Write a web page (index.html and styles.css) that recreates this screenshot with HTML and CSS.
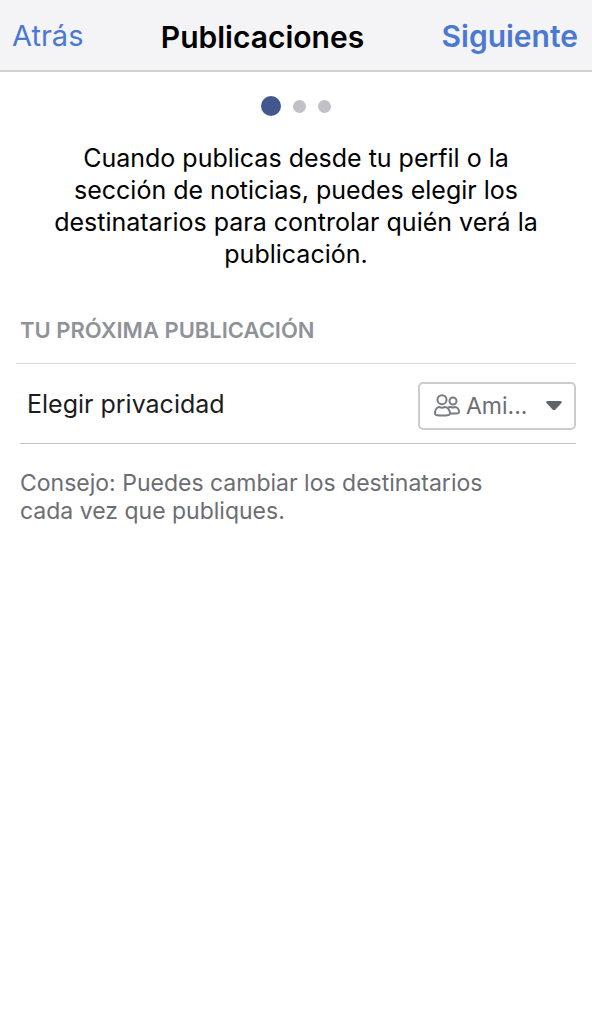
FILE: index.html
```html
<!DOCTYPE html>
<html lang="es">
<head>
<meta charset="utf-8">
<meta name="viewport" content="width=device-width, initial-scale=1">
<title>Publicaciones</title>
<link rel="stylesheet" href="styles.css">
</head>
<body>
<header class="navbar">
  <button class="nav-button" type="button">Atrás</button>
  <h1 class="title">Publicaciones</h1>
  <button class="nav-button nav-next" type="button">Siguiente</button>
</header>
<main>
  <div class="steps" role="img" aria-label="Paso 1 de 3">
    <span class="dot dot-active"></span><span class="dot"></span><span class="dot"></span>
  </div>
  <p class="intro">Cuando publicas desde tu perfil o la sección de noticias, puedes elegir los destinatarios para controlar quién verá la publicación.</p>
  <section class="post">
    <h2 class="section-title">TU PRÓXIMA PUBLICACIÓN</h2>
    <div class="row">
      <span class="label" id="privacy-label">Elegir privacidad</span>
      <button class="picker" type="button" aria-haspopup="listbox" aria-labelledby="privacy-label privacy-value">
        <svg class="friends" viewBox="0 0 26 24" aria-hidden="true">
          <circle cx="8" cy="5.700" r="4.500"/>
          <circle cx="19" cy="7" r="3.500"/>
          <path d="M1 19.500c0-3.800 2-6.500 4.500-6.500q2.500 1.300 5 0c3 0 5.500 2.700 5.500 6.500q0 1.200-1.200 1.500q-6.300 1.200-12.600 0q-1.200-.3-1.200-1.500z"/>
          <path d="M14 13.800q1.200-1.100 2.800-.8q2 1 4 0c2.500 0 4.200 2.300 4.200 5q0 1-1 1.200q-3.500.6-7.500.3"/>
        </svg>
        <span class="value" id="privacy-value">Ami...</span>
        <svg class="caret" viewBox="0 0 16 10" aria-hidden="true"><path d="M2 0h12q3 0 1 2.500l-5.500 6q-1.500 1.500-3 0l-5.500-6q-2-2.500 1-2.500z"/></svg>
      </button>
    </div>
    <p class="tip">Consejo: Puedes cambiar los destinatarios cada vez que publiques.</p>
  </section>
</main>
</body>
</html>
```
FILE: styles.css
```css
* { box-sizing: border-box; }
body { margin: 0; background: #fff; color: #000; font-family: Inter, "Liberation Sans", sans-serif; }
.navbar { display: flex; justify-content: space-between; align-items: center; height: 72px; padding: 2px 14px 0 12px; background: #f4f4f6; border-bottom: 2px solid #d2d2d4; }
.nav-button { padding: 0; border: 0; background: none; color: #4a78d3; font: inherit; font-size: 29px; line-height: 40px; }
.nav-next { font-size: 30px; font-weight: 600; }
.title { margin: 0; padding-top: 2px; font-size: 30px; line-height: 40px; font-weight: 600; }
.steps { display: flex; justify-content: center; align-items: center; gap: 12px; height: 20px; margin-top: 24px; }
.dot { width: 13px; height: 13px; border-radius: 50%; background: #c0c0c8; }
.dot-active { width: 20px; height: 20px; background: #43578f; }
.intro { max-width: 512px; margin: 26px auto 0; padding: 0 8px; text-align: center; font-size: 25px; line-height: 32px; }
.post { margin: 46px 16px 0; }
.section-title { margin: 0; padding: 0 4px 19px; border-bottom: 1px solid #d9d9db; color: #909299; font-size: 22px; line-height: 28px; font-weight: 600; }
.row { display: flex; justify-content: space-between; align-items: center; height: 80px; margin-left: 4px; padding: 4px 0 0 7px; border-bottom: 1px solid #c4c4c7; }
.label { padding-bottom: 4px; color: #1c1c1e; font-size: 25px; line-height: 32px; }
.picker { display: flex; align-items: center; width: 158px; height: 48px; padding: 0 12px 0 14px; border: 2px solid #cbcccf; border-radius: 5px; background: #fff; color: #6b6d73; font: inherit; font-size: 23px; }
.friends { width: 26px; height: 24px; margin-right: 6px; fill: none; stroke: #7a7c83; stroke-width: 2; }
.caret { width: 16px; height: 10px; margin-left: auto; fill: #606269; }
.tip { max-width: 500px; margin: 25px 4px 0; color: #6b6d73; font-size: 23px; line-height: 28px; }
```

==============================

→ Description of the task: Except for the pictures, give all the material above again verbatim.

→ Full solution:
Write a web page (index.html and styles.css) that recreates this screenshot with HTML and CSS.
FILE: index.html
```html
<!DOCTYPE html>
<html lang="es">
<head>
<meta charset="utf-8">
<meta name="viewport" content="width=device-width, initial-scale=1">
<title>Publicaciones</title>
<link rel="stylesheet" href="styles.css">
</head>
<body>
<header class="navbar">
  <button class="nav-button" type="button">Atrás</button>
  <h1 class="title">Publicaciones</h1>
  <button class="nav-button nav-next" type="button">Siguiente</button>
</header>
<main>
  <div class="steps" role="img" aria-label="Paso 1 de 3">
    <span class="dot dot-active"></span><span class="dot"></span><span class="dot"></span>
  </div>
  <p class="intro">Cuando publicas desde tu perfil o la sección de noticias, puedes elegir los destinatarios para controlar quién verá la publicación.</p>
  <section class="post">
    <h2 class="section-title">TU PRÓXIMA PUBLICACIÓN</h2>
    <div class="row">
      <span class="label" id="privacy-label">Elegir privacidad</span>
      <button class="picker" type="button" aria-haspopup="listbox" aria-labelledby="privacy-label privacy-value">
        <svg class="friends" viewBox="0 0 26 24" aria-hidden="true">
          <circle cx="8" cy="5.700" r="4.500"/>
          <circle cx="19" cy="7" r="3.500"/>
          <path d="M1 19.500c0-3.800 2-6.500 4.500-6.500q2.500 1.300 5 0c3 0 5.500 2.700 5.500 6.500q0 1.200-1.200 1.500q-6.300 1.200-12.600 0q-1.200-.3-1.200-1.500z"/>
          <path d="M14 13.800q1.200-1.100 2.800-.8q2 1 4 0c2.500 0 4.200 2.300 4.200 5q0 1-1 1.200q-3.500.6-7.500.3"/>
        </svg>
        <span class="value" id="privacy-value">Ami...</span>
        <svg class="caret" viewBox="0 0 16 10" aria-hidden="true"><path d="M2 0h12q3 0 1 2.500l-5.500 6q-1.500 1.500-3 0l-5.500-6q-2-2.500 1-2.500z"/></svg>
      </button>
    </div>
    <p class="tip">Consejo: Puedes cambiar los destinatarios cada vez que publiques.</p>
  </section>
</main>
</body>
</html>
```
FILE: styles.css
```css
* { box-sizing: border-box; }
body { margin: 0; background: #fff; color: #000; font-family: Inter, "Liberation Sans", sans-serif; }
.navbar { display: flex; justify-content: space-between; align-items: center; height: 72px; padding: 2px 14px 0 12px; background: #f4f4f6; border-bottom: 2px solid #d2d2d4; }
.nav-button { padding: 0; border: 0; background: none; color: #4a78d3; font: inherit; font-size: 29px; line-height: 40px; }
.nav-next { font-size: 30px; font-weight: 600; }
.title { margin: 0; padding-top: 2px; font-size: 30px; line-height: 40px; font-weight: 600; }
.steps { display: flex; justify-content: center; align-items: center; gap: 12px; height: 20px; margin-top: 24px; }
.dot { width: 13px; height: 13px; border-radius: 50%; background: #c0c0c8; }
.dot-active { width: 20px; height: 20px; background: #43578f; }
.intro { max-width: 512px; margin: 26px auto 0; padding: 0 8px; text-align: center; font-size: 25px; line-height: 32px; }
.post { margin: 46px 16px 0; }
.section-title { margin: 0; padding: 0 4px 19px; border-bottom: 1px solid #d9d9db; color: #909299; font-size: 22px; line-height: 28px; font-weight: 600; }
.row { display: flex; justify-content: space-between; align-items: center; height: 80px; margin-left: 4px; padding: 4px 0 0 7px; border-bottom: 1px solid #c4c4c7; }
.label { padding-bottom: 4px; color: #1c1c1e; font-size: 25px; line-height: 32px; }
.picker { display: flex; align-items: center; width: 158px; height: 48px; padding: 0 12px 0 14px; border: 2px solid #cbcccf; border-radius: 5px; background: #fff; color: #6b6d73; font: inherit; font-size: 23px; }
.friends { width: 26px; height: 24px; margin-right: 6px; fill: none; stroke: #7a7c83; stroke-width: 2; }
.caret { width: 16px; height: 10px; margin-left: auto; fill: #606269; }
.tip { max-width: 500px; margin: 25px 4px 0; color: #6b6d73; font-size: 23px; line-height: 28px; }
```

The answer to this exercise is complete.